Артур Николсон был послом Великобритании в России с 1906 по 1910 гг. Наиболее трудные времена ему пришлось пережить в годы революции 1905–1907 гг. Во-первых, новый посол должен был освоиться в малознакомой ему стране. Во-вторых, ему приходилась жить и работать в Петербурге в условиях революции, которая привела к появлению новых политических институтов (парламента, партий), политический вес которых в 1906 г. был не вполне понятен британцам. Кроме того, революция сопровождалась невероятным размахом террора, осложнявшим жизнь не только российских подданных, но и британских дипломатов. В-третьих, А. Николсону необходимо было решить основную задачу британской дипломатии в этот период в России: заключить англо-русское соглашение.

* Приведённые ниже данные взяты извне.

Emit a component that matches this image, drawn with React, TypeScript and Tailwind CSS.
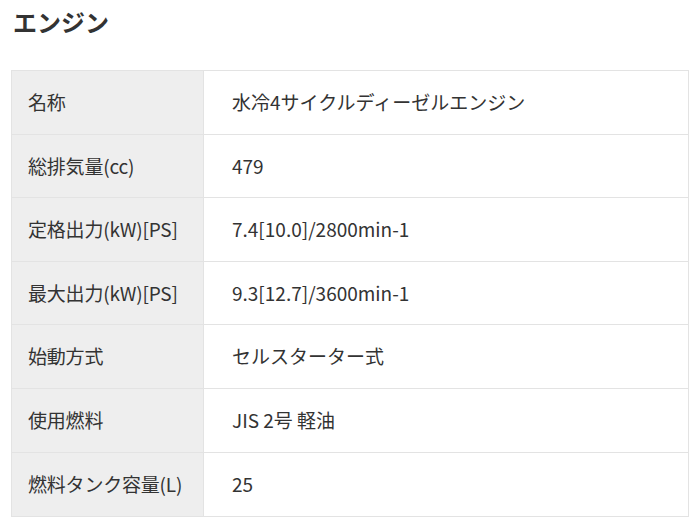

В 1904–1906 гг. британским послом в России был Ч. Гардинг. Он делал всё возможное для сохранения англо-русских отношений, которые ухудшились во время русско-японской войны[992]. Именно он дал первые оценки начавшейся в России революции. А. Николсона связывали с Ч. Гардингом, который стал заместителем министра иностранных дел Великобритании Э. Грея, дружеские отношения, что существенно облегчало ему работу [993]. Перед отбытием нового посла в Петербург, в апреле 1906 г. состоялся обед, на котором, кроме А. Николсона, присутствовали видные члены британского правительства Г. Асквит, Э. Грей, Р. Холден и Д. Морли. Они 4 часа обсуждали возможности посла в России, причем А. Николсон был настроен достаточно пессимистично, хотя обещал сделать всё возможное, чтобы решить стоящие перед ним задачи. Присутствующие «обещали ему доверие и поддержку»[994]. 25 мая 1906 г. А. Николсон покинул Лондон, а 28 мая был уже в Петербурге.